### STATED PROBLEM
Reproduce the listing verbatim.

### GIVEN DATA
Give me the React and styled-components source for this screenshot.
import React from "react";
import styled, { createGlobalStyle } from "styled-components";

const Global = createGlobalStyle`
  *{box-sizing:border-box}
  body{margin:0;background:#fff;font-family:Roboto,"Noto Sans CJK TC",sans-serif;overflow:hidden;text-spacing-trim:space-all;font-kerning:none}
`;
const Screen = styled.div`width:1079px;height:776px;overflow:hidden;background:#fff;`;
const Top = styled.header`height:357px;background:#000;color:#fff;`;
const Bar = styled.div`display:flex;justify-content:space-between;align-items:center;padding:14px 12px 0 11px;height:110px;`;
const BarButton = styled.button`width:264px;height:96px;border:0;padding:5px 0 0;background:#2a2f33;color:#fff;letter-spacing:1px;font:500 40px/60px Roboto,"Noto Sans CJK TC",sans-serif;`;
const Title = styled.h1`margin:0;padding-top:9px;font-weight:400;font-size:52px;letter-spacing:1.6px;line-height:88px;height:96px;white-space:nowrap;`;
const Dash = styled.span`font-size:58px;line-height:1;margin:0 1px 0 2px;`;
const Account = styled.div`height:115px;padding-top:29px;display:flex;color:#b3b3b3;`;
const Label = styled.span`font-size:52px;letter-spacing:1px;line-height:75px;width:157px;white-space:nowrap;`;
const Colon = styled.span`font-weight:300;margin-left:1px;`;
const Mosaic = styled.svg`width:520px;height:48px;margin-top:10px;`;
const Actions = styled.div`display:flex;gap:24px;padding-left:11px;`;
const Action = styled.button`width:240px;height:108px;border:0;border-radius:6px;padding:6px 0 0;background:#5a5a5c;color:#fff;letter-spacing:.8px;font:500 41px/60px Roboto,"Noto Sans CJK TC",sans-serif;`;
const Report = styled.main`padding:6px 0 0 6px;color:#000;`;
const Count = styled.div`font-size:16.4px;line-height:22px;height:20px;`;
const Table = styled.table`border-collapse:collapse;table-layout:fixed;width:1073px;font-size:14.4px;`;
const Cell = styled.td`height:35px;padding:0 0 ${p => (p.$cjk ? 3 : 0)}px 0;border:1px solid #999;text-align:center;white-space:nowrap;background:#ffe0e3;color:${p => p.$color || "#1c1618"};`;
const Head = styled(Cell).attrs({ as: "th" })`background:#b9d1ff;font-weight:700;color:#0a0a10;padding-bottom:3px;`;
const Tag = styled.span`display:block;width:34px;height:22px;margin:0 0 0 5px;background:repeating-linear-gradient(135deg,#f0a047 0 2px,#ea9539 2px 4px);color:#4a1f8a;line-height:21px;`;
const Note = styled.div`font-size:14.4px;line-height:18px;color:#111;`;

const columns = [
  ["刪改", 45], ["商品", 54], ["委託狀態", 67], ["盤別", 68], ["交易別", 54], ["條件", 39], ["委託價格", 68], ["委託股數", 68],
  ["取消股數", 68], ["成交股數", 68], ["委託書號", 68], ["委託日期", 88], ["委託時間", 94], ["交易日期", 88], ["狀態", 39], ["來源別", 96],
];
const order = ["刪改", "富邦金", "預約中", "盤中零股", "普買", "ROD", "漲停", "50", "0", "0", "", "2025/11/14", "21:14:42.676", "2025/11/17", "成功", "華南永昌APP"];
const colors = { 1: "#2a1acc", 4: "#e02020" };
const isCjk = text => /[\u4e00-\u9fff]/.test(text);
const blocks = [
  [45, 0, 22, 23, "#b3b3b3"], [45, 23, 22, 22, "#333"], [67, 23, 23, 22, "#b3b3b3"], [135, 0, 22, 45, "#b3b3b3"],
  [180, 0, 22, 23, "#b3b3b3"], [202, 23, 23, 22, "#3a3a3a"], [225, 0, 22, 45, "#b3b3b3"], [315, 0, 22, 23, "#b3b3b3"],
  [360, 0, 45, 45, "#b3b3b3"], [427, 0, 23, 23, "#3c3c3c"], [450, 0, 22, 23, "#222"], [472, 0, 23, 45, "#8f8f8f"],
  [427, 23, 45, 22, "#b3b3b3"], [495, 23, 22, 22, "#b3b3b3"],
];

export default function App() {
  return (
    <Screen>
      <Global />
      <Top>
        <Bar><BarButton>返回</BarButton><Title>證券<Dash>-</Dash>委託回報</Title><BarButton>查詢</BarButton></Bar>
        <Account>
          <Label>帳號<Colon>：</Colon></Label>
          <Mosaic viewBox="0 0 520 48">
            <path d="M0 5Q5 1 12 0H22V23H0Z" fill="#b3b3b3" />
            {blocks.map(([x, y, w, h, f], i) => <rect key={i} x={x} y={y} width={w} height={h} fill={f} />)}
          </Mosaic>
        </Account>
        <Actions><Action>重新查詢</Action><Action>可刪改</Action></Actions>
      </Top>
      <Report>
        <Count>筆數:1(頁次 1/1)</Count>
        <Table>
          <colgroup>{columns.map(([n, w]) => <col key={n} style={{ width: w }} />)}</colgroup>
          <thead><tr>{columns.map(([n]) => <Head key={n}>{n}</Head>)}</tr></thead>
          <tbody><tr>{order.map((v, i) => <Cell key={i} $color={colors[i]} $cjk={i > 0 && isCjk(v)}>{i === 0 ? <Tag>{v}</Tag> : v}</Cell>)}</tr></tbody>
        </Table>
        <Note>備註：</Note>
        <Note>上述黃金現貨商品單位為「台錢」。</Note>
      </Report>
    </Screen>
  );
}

### RESPONSE BELOW
Give me the React and styled-components source for this screenshot.
import React from "react";
import styled, { createGlobalStyle } from "styled-components";

const Global = createGlobalStyle`
  *{box-sizing:border-box}
  body{margin:0;background:#fff;font-family:Roboto,"Noto Sans CJK TC",sans-serif;overflow:hidden;text-spacing-trim:space-all;font-kerning:none}
`;
const Screen = styled.div`width:1079px;height:776px;overflow:hidden;background:#fff;`;
const Top = styled.header`height:357px;background:#000;color:#fff;`;
const Bar = styled.div`display:flex;justify-content:space-between;align-items:center;padding:14px 12px 0 11px;height:110px;`;
const BarButton = styled.button`width:264px;height:96px;border:0;padding:5px 0 0;background:#2a2f33;color:#fff;letter-spacing:1px;font:500 40px/60px Roboto,"Noto Sans CJK TC",sans-serif;`;
const Title = styled.h1`margin:0;padding-top:9px;font-weight:400;font-size:52px;letter-spacing:1.6px;line-height:88px;height:96px;white-space:nowrap;`;
const Dash = styled.span`font-size:58px;line-height:1;margin:0 1px 0 2px;`;
const Account = styled.div`height:115px;padding-top:29px;display:flex;color:#b3b3b3;`;
const Label = styled.span`font-size:52px;letter-spacing:1px;line-height:75px;width:157px;white-space:nowrap;`;
const Colon = styled.span`font-weight:300;margin-left:1px;`;
const Mosaic = styled.svg`width:520px;height:48px;margin-top:10px;`;
const Actions = styled.div`display:flex;gap:24px;padding-left:11px;`;
const Action = styled.button`width:240px;height:108px;border:0;border-radius:6px;padding:6px 0 0;background:#5a5a5c;color:#fff;letter-spacing:.8px;font:500 41px/60px Roboto,"Noto Sans CJK TC",sans-serif;`;
const Report = styled.main`padding:6px 0 0 6px;color:#000;`;
const Count = styled.div`font-size:16.4px;line-height:22px;height:20px;`;
const Table = styled.table`border-collapse:collapse;table-layout:fixed;width:1073px;font-size:14.4px;`;
const Cell = styled.td`height:35px;padding:0 0 ${p => (p.$cjk ? 3 : 0)}px 0;border:1px solid #999;text-align:center;white-space:nowrap;background:#ffe0e3;color:${p => p.$color || "#1c1618"};`;
const Head = styled(Cell).attrs({ as: "th" })`background:#b9d1ff;font-weight:700;color:#0a0a10;padding-bottom:3px;`;
const Tag = styled.span`display:block;width:34px;height:22px;margin:0 0 0 5px;background:repeating-linear-gradient(135deg,#f0a047 0 2px,#ea9539 2px 4px);color:#4a1f8a;line-height:21px;`;
const Note = styled.div`font-size:14.4px;line-height:18px;color:#111;`;

const columns = [
  ["刪改", 45], ["商品", 54], ["委託狀態", 67], ["盤別", 68], ["交易別", 54], ["條件", 39], ["委託價格", 68], ["委託股數", 68],
  ["取消股數", 68], ["成交股數", 68], ["委託書號", 68], ["委託日期", 88], ["委託時間", 94], ["交易日期", 88], ["狀態", 39], ["來源別", 96],
];
const order = ["刪改", "富邦金", "預約中", "盤中零股", "普買", "ROD", "漲停", "50", "0", "0", "", "2025/11/14", "21:14:42.676", "2025/11/17", "成功", "華南永昌APP"];
const colors = { 1: "#2a1acc", 4: "#e02020" };
const isCjk = text => /[\u4e00-\u9fff]/.test(text);
const blocks = [
  [45, 0, 22, 23, "#b3b3b3"], [45, 23, 22, 22, "#333"], [67, 23, 23, 22, "#b3b3b3"], [135, 0, 22, 45, "#b3b3b3"],
  [180, 0, 22, 23, "#b3b3b3"], [202, 23, 23, 22, "#3a3a3a"], [225, 0, 22, 45, "#b3b3b3"], [315, 0, 22, 23, "#b3b3b3"],
  [360, 0, 45, 45, "#b3b3b3"], [427, 0, 23, 23, "#3c3c3c"], [450, 0, 22, 23, "#222"], [472, 0, 23, 45, "#8f8f8f"],
  [427, 23, 45, 22, "#b3b3b3"], [495, 23, 22, 22, "#b3b3b3"],
];

export default function App() {
  return (
    <Screen>
      <Global />
      <Top>
        <Bar><BarButton>返回</BarButton><Title>證券<Dash>-</Dash>委託回報</Title><BarButton>查詢</BarButton></Bar>
        <Account>
          <Label>帳號<Colon>：</Colon></Label>
          <Mosaic viewBox="0 0 520 48">
            <path d="M0 5Q5 1 12 0H22V23H0Z" fill="#b3b3b3" />
            {blocks.map(([x, y, w, h, f], i) => <rect key={i} x={x} y={y} width={w} height={h} fill={f} />)}
          </Mosaic>
        </Account>
        <Actions><Action>重新查詢</Action><Action>可刪改</Action></Actions>
      </Top>
      <Report>
        <Count>筆數:1(頁次 1/1)</Count>
        <Table>
          <colgroup>{columns.map(([n, w]) => <col key={n} style={{ width: w }} />)}</colgroup>
          <thead><tr>{columns.map(([n]) => <Head key={n}>{n}</Head>)}</tr></thead>
          <tbody><tr>{order.map((v, i) => <Cell key={i} $color={colors[i]} $cjk={i > 0 && isCjk(v)}>{i === 0 ? <Tag>{v}</Tag> : v}</Cell>)}</tr></tbody>
        </Table>
        <Note>備註：</Note>
        <Note>上述黃金現貨商品單位為「台錢」。</Note>
      </Report>
    </Screen>
  );
}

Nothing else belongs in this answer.